Leave out every picture, and retype exactly the lines from the line with "Write a component" through the line with "const [share, setShare] = useState(true);", both ends included.

──────── EXTRACTED INFORMATION ────────

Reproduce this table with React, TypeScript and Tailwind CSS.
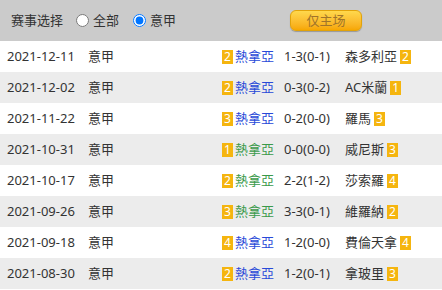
import { useState } from "react";

type Match = {
  date: string;
  home: string;
  homeRank: number;
  homeColor: "blue" | "green";
  score: string;
  away: string;
  awayRank: number;
};

const MATCHES: Match[] = [
  { date: "2021-12-11", home: "熱拿亞", homeRank: 2, homeColor: "blue", score: "1-3(0-1)", away: "森多利亞", awayRank: 2 },
  { date: "2021-12-02", home: "熱拿亞", homeRank: 2, homeColor: "blue", score: "0-3(0-2)", away: "AC米蘭", awayRank: 1 },
  { date: "2021-11-22", home: "熱拿亞", homeRank: 3, homeColor: "blue", score: "0-2(0-0)", away: "羅馬", awayRank: 3 },
  { date: "2021-10-31", home: "熱拿亞", homeRank: 1, homeColor: "green", score: "0-0(0-0)", away: "威尼斯", awayRank: 3 },
  { date: "2021-10-17", home: "熱拿亞", homeRank: 2, homeColor: "green", score: "2-2(1-2)", away: "莎索羅", awayRank: 4 },
  { date: "2021-09-26", home: "熱拿亞", homeRank: 3, homeColor: "green", score: "3-3(0-1)", away: "維羅納", awayRank: 2 },
  { date: "2021-09-18", home: "熱拿亞", homeRank: 4, homeColor: "blue", score: "1-2(0-0)", away: "費倫天拿", awayRank: 4 },
  { date: "2021-08-30", home: "熱拿亞", homeRank: 2, homeColor: "blue", score: "1-2(0-1)", away: "拿玻里", awayRank: 3 },
];

function Rank({ n }: { n: number }) {
  return (
    <span className="inline-flex h-[14px] w-[11px] items-center justify-center bg-[#f5b50f] text-[12px] leading-none text-white">
      {n}
    </span>
  );
}

export default function App() {
  const [filter, setFilter] = useState<"all" | "serie">("serie");

  return (
    <div
      className="w-[442px] h-[290px] overflow-hidden bg-white text-[13px] text-[#333]"
      style={{ fontFamily: '"Noto Sans", "Noto Sans CJK SC", sans-serif' }}
    >
      {/* filter bar */}
      <div className="flex h-[41px] items-center bg-[#cbcbcb] pl-[11px]">
        <span>赛事选择</span>
        <label className="ml-[13px] flex items-center gap-[4px]">
          <input
            type="radio"
            name="league"
            checked={filter === "all"}
            onChange={() => setFilter("all")}
            className="m-0 h-[13px] w-[13px]"
          />
          全部
        </label>
        <label className="ml-[14px] flex items-center gap-[4px]">
          <input
            type="radio"
            name="league"
            checked={filter === "serie"}
            onChange={() => setFilter("serie")}
            className="m-0 h-[13px] w-[13px] accent-[#0075ff]"
          />
          意甲
        </label>
        <button className="ml-[114px] h-[21px] w-[72px] rounded-[6px] border border-[#e2a30a] bg-gradient-to-b from-[#ffd84c] to-[#f7a700] text-[13px] leading-none text-[#a0742a] shadow-[0_1px_1px_rgba(0,0,0,0.25)]">
          仅主场
        </button>
      </div>

      {MATCHES.map((m, i) => (
        <div key={m.date} className={`flex h-[31px] items-center ${i % 2 === 1 ? "bg-[#ececec]" : "bg-white"}`}>
          <span className="w-[88px] pl-[7px]">{m.date}</span>
          <span className="w-[60px]">意甲</span>
          <span className="flex w-[129px] items-center justify-end gap-[2px] pr-[3px]">
            <Rank n={m.homeRank} />
            <span className={m.homeColor === "blue" ? "text-[#2849d8]" : "text-[#3a9a4a]"}>{m.home}</span>
          </span>
          <span className="w-[68px] pl-[7px]">{m.score}</span>
          <span className="flex items-center gap-[3px]">
            <span>{m.away}</span>
            <Rank n={m.awayRank} />
          </span>
        </div>
      ))}
    </div>
  );
}
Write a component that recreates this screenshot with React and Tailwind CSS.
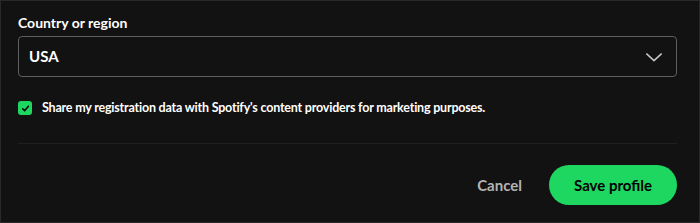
import React, { useState } from 'react';

const App = () => {
  const [country, setCountry] = useState('USA');
  const [share, setShare] = useState(true);

  return (
    <div
      className="w-[700px] h-[223px] bg-[#121212] border border-[#292929] text-white overflow-hidden"
      style={{ fontFamily: 'Lato, "Liberation Sans", sans-serif' }}
    >
      <div className="pl-[17px] pr-[22px] pt-[12px]">
        <label className="block text-[14px] font-bold leading-[20px]">Country or region</label>

        <div className="relative mt-[3px] h-[41px] rounded-[4px] border border-[#5e5e5e] bg-[#121212]">
          <div className="flex h-full items-center justify-between pl-[10px] pr-[13px]">
            <span className="text-[15px] font-bold">{country}</span>
            <svg width="18" height="18" viewBox="0 0 16 16" fill="none" className="text-[#c8c8c8]">
              <path d="M1.5 5.25 8 11.25 14.5 5.25" stroke="currentColor" strokeWidth="1.3" strokeLinecap="round" strokeLinejoin="round" />
            </svg>
          </div>
        </div>

        <label className="mt-[23px] flex items-center gap-[10px] cursor-pointer" onClick={() => setShare(!share)}>
          <span className={`flex h-[14px] w-[14px] items-center justify-center rounded-[3px] ${share ? 'bg-[#1ed760]' : 'border border-[#878787]'}`}>
            {share && (
              <svg width="9" height="9" viewBox="0 0 10 10" fill="none">
                <path d="M1.8 5.3 4 7.4 8.3 2.6" stroke="#000" strokeWidth="1.7" strokeLinecap="round" strokeLinejoin="round" />
              </svg>
            )}
          </span>
          <span className="text-[12.5px] font-bold leading-[16px] tracking-[-0.2px]">
            Share my registration data with Spotify's content providers for marketing purposes.
          </span>
        </label>

        <div className="mt-[27px] h-px bg-[#1f1f1f]"></div>

        <div className="mt-[21px] flex items-center justify-end gap-[27px]">
          <button className="text-[15px] font-bold text-[#b3b3b3]">Cancel</button>
          <button className="h-[40px] w-[128px] rounded-full bg-[#1ed760] text-[15px] font-bold text-black">
            Save profile
          </button>
        </div>
      </div>
    </div>
  );
};

export default App;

────────

*TASK RESPONSE*
Write a component that recreates this screenshot with React and Tailwind CSS.
import React, { useState } from 'react';

const App = () => {
  const [country, setCountry] = useState('USA');
  const [share, setShare] = useState(true);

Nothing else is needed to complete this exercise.